**What you have to do:**
Every line that holds the string "with" is to be identified and copied.

**Recorded information:**

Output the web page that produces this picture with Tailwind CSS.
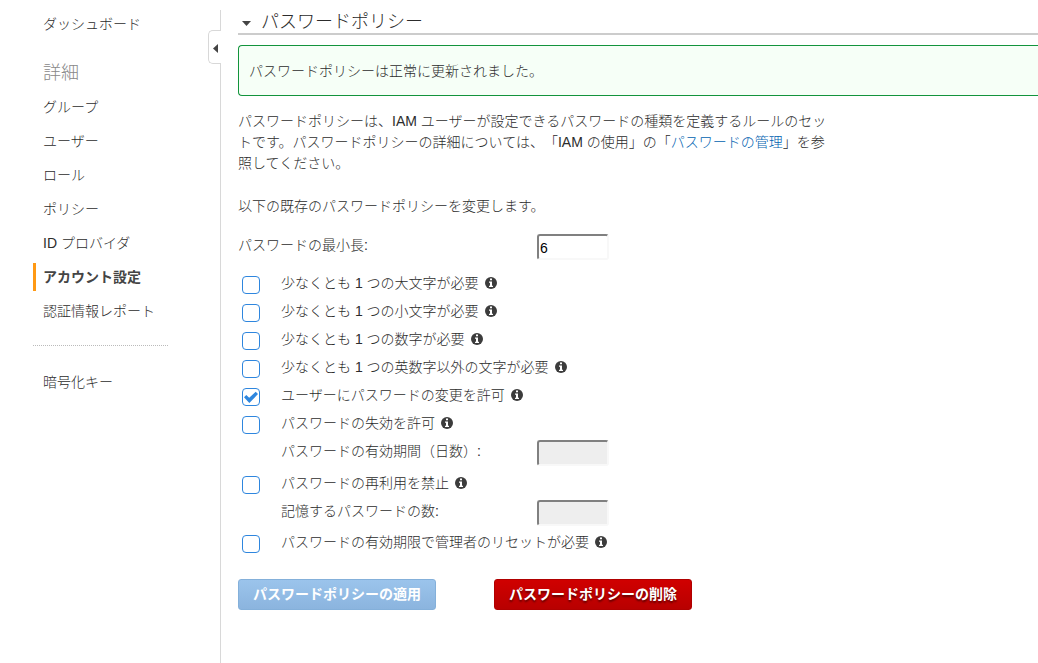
* * *
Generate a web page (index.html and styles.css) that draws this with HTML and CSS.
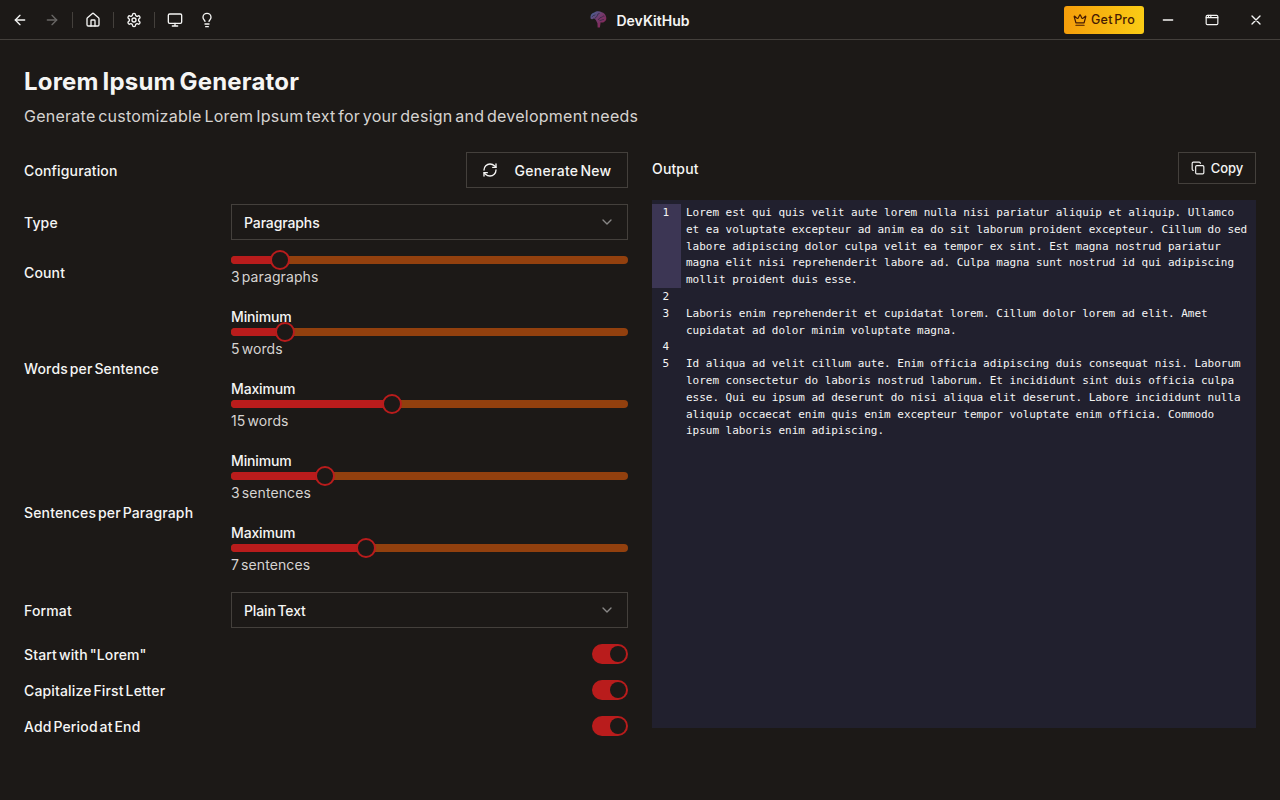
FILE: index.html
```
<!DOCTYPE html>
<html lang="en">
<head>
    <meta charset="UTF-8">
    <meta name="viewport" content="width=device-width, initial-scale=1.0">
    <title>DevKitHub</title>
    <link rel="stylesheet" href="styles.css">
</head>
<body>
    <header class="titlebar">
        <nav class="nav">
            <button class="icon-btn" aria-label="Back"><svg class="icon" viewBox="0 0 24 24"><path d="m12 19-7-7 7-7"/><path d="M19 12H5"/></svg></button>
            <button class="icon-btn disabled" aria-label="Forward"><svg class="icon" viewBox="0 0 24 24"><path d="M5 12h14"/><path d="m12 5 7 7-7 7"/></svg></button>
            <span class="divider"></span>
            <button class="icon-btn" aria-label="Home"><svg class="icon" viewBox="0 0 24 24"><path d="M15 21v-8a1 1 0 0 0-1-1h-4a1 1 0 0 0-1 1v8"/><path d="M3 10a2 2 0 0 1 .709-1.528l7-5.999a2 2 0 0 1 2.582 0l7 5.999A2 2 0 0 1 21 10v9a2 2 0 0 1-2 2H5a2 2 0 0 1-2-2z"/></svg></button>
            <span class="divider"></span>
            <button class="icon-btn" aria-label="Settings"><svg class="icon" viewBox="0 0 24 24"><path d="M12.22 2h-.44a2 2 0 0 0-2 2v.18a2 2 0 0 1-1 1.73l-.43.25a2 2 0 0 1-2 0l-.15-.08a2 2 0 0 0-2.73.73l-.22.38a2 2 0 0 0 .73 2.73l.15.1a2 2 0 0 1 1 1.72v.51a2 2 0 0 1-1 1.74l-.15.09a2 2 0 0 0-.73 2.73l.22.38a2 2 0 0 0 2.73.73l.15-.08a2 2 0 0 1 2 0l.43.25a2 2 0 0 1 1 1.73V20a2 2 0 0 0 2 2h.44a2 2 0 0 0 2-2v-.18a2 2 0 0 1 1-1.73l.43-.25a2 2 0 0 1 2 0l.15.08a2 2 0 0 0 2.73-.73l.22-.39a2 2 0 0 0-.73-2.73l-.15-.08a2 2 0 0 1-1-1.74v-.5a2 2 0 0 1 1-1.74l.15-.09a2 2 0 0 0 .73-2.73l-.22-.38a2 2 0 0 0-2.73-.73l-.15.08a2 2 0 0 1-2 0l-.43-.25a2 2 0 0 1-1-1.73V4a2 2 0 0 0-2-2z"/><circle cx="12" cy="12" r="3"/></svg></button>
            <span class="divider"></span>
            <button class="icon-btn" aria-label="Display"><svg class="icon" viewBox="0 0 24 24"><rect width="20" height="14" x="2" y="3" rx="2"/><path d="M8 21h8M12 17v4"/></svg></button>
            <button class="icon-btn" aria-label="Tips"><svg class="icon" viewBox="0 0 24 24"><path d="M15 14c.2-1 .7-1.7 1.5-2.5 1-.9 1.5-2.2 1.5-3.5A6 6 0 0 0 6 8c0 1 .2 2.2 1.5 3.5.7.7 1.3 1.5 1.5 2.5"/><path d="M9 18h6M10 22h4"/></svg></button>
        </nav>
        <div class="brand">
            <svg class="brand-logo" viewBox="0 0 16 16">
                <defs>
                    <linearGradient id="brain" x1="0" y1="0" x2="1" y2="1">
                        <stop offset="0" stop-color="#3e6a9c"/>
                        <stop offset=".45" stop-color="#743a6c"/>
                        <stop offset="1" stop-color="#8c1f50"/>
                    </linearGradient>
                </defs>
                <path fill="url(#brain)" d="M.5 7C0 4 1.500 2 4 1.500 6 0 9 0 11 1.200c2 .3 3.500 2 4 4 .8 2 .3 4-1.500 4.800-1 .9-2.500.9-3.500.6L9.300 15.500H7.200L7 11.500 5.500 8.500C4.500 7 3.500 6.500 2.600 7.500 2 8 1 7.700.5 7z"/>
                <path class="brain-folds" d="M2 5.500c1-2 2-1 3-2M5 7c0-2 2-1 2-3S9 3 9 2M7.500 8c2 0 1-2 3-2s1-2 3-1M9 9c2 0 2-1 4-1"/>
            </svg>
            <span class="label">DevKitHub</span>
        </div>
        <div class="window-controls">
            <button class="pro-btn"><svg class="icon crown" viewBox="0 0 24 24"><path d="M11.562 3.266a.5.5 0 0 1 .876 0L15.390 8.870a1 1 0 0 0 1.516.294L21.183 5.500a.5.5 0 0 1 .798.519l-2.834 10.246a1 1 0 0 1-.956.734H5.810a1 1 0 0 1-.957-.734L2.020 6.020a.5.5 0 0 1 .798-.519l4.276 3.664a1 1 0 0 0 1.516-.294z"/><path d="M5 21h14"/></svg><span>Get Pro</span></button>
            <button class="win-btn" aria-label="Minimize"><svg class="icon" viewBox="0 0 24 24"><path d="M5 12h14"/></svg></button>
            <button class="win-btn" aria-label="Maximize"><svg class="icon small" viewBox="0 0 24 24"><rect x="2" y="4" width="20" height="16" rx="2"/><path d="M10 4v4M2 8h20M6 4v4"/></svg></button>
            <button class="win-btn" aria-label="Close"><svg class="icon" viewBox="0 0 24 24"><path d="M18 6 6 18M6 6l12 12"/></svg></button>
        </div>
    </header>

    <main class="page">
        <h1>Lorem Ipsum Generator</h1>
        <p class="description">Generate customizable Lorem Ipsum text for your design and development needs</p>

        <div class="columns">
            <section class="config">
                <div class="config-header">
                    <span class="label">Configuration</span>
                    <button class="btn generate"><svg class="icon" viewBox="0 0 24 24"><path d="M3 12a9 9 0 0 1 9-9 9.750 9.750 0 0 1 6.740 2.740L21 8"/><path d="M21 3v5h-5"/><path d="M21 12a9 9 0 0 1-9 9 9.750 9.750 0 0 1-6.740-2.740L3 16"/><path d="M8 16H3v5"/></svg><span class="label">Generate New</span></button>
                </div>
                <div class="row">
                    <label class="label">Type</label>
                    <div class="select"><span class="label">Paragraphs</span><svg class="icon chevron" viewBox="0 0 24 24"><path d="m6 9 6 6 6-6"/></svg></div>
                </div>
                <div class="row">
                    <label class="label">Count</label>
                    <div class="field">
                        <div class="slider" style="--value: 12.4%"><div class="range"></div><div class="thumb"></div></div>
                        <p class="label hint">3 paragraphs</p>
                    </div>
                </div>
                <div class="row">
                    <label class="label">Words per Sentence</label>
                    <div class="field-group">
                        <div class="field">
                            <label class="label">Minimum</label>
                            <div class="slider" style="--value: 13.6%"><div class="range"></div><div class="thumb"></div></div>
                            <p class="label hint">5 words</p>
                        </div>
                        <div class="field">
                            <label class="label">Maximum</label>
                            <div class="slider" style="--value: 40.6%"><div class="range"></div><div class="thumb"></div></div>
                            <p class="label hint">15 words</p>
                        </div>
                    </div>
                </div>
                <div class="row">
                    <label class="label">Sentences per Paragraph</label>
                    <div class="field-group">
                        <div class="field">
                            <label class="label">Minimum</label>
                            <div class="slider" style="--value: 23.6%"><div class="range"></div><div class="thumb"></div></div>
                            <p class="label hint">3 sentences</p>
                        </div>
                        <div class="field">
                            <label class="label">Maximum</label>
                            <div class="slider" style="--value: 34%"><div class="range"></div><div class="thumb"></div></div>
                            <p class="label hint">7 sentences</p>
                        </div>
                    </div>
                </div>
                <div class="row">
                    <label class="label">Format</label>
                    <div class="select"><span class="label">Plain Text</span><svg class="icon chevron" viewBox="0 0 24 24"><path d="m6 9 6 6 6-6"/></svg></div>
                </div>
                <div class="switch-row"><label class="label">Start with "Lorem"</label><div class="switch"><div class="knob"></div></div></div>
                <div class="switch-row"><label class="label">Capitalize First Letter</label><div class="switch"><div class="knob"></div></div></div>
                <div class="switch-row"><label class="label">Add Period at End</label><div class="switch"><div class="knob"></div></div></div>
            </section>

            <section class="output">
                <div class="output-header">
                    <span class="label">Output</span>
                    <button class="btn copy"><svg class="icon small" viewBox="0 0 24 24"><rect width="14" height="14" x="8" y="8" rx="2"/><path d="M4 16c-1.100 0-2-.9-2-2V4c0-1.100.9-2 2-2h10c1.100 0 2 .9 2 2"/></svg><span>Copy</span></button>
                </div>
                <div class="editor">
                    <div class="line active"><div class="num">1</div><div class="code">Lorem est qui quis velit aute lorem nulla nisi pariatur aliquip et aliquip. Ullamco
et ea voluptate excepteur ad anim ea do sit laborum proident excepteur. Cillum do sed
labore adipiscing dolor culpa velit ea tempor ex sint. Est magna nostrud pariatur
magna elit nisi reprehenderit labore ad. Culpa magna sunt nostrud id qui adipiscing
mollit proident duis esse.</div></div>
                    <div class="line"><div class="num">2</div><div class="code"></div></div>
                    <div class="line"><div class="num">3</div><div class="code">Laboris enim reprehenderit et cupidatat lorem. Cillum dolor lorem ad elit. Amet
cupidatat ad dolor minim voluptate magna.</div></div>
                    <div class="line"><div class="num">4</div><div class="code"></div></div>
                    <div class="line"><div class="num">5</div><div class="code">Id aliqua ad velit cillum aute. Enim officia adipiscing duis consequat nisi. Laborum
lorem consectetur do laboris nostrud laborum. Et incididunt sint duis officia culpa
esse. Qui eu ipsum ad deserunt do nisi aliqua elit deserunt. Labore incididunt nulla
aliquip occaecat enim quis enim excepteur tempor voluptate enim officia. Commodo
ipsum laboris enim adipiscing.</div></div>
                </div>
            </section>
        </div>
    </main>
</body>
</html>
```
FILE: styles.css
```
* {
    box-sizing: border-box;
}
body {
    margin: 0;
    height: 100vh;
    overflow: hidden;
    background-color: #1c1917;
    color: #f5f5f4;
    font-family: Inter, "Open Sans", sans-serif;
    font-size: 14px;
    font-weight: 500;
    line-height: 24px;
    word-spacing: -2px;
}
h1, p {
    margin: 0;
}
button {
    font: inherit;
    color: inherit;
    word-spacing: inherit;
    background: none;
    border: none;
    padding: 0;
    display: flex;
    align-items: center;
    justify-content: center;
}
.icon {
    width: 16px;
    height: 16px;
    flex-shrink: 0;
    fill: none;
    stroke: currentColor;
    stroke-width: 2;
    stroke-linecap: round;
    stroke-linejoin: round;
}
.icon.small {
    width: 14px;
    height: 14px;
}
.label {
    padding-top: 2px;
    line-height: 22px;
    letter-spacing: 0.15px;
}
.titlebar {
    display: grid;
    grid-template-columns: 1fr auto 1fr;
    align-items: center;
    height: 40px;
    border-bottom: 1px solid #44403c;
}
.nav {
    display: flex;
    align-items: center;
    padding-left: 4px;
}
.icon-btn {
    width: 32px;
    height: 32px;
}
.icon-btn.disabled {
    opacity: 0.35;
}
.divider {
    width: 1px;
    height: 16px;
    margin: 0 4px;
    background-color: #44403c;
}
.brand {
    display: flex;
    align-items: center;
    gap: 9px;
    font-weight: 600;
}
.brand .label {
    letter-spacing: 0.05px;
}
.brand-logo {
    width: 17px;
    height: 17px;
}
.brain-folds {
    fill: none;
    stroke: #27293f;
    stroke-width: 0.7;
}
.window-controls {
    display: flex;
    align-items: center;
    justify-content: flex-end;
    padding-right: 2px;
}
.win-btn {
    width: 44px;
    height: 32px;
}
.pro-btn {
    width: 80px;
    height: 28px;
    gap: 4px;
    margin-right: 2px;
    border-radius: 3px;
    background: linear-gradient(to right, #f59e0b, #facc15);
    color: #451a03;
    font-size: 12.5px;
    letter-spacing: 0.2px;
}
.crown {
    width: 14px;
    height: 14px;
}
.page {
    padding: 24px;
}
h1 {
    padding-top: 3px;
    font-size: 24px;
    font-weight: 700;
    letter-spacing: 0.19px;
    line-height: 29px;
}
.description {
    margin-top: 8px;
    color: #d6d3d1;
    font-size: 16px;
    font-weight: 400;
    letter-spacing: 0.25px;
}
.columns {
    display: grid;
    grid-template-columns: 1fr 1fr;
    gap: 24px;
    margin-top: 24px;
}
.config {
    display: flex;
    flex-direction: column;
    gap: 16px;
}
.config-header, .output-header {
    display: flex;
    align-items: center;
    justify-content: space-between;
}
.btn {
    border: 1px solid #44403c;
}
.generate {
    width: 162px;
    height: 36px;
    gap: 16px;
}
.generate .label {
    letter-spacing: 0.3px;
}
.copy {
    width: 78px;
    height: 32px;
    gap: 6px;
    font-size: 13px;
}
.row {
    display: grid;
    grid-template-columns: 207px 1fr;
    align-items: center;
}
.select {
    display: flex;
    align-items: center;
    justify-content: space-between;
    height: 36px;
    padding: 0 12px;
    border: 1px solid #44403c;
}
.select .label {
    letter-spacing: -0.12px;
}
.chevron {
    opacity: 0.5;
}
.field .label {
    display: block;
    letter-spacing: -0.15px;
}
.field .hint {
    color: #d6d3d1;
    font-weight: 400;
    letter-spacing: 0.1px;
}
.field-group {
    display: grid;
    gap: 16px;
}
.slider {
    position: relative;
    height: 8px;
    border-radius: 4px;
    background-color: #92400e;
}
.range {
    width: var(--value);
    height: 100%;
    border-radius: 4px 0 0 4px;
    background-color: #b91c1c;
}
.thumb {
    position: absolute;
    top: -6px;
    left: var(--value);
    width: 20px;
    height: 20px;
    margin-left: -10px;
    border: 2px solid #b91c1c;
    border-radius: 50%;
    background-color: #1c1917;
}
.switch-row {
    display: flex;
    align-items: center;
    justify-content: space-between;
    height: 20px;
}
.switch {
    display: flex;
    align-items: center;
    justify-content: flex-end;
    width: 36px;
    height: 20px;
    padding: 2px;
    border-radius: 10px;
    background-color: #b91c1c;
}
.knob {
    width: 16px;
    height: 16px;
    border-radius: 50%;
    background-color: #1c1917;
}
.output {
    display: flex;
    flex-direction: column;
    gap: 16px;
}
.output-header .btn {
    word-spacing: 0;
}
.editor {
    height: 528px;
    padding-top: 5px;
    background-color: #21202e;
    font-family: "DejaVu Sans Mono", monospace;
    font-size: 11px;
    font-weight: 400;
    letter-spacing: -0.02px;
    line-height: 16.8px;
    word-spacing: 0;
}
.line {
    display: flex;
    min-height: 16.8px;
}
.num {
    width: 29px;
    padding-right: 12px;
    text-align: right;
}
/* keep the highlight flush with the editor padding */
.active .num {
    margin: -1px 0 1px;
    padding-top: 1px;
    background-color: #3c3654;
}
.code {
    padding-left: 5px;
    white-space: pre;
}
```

**Response to this task:**
Output the web page that produces this picture with Tailwind CSS.
Generate a web page (index.html and styles.css) that draws this with HTML and CSS.
                <div class="switch-row"><label class="label">Start with "Lorem"</label><div class="switch"><div class="knob"></div></div></div>
/* keep the highlight flush with the editor padding */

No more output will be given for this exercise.